Common Emoji Code Points and UTF-8 Encoding
Explore how popular emoji are encoded in Unicode — their code points on the Supplementary Multilingual Plane, 4-byte UTF-8 sequences, and UTF-16 surrogate pairs.
Detailed Explanation
Common Emoji in Unicode
Most emoji reside on the Supplementary Multilingual Plane (Plane 1) at code points U+1F300 and above.

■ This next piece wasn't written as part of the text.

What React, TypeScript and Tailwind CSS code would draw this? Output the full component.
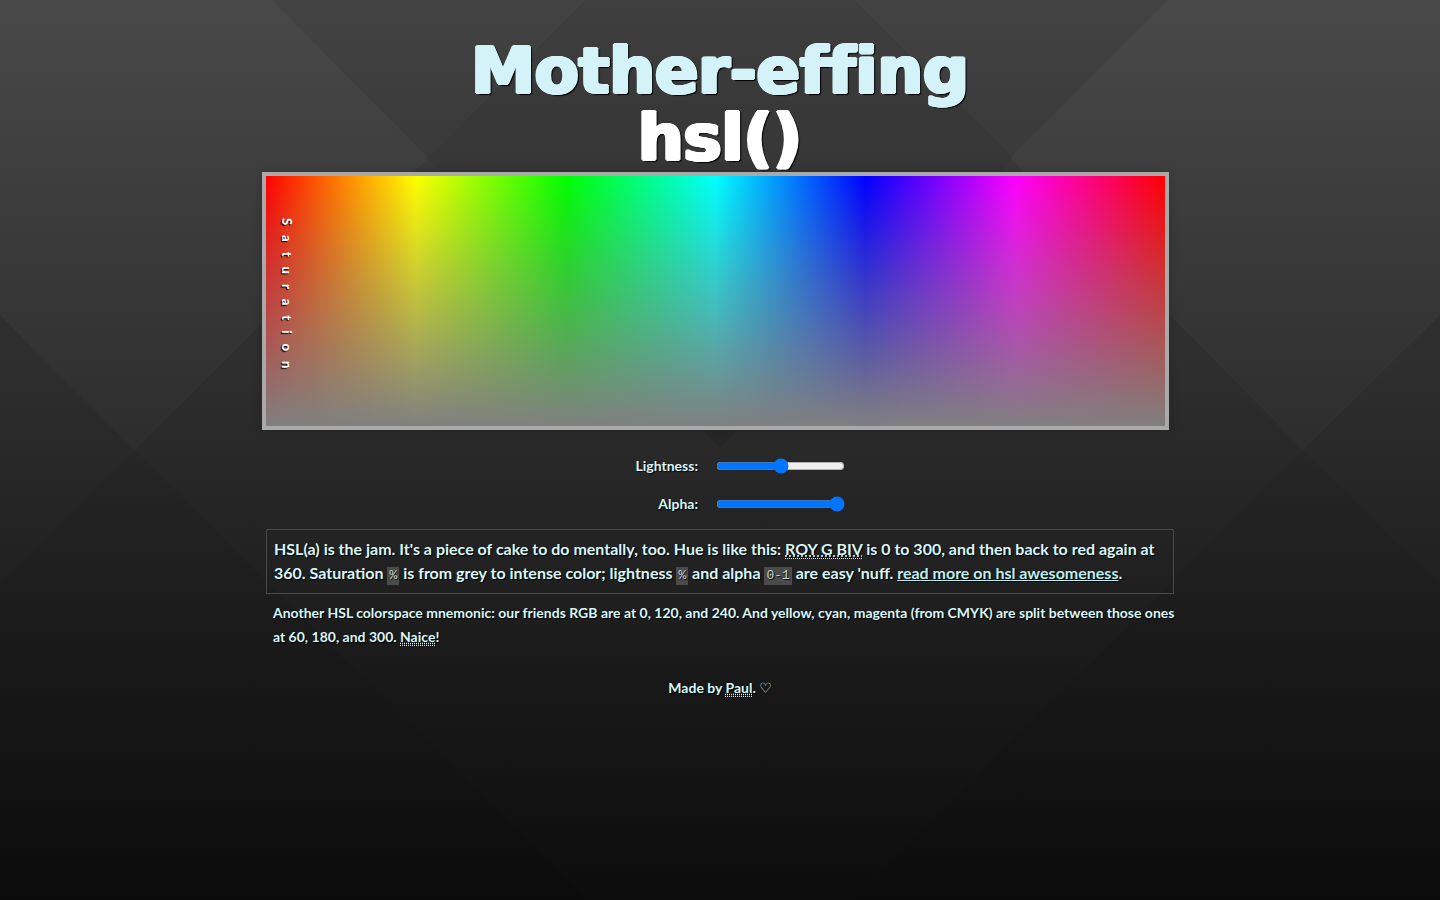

Because they exceed U+FFFF, they require special handling in UTF-16 (surrogate pairs) and use 4 bytes in UTF-8.
Popular Emoji Code Points
| Emoji | Code Point | UTF-8 Bytes | UTF-16 Units | Name |
|---|---|---|---|---|
| 😀 | U+1F600 | F0 9F 98 80 | D83D DE00 | GRINNING FACE |
| ❤ | U+2764 | E2 9D A4 | 2764 | HEAVY RED HEART |
| 🌍 | U+1F30D | F0 9F 8C 8D | D83D DF0D | EARTH GLOBE EUROPE-AFRICA |
| 🚀 | U+1F680 | F0 9F 9A 80 | D83D DE80 | ROCKET |
| ✅ | U+2705 | E2 9C 85 | 2705 | CHECK MARK |
| 💡 | U+1F4A1 | F0 9F 92 A1 | D83D DCA1 | ELECTRIC LIGHT BULB |
4-Byte UTF-8 Encoding
Emoji above U+FFFF follow the UTF-8 pattern for 4-byte sequences:
11110xxx 10xxxxxx 10xxxxxx 10xxxxxx
For U+1F600: binary 0001 1111 0110 0000 0000 → F0 9F 98 80
UTF-16 Surrogate Pairs
In JavaScript strings (which use UTF-16), emoji above U+FFFF are stored as two 16-bit code units called a surrogate pair:
- High surrogate: 0xD800–0xDBFF
- Low surrogate: 0xDC00–0xDFFF
This means "\ud83d\ude00".length === 2 in JavaScript, even though it represents a single visible character. The Unicode Inspector correctly counts such emoji as one code point while showing both UTF-16 units.
Emoji Sequences
Many modern emoji are composed of multiple code points joined by Zero Width Joiner (U+200D). For example, the family emoji is four person emoji joined by ZWJ characters. Variation selectors (U+FE0E, U+FE0F) control whether a character renders as text or emoji style. The Unicode Inspector reveals every component in such sequences.
Use Case
Use this when debugging emoji rendering issues in web applications, calculating the true byte length of strings containing emoji for database storage, or understanding why JavaScript's string.length gives unexpected results for emoji text.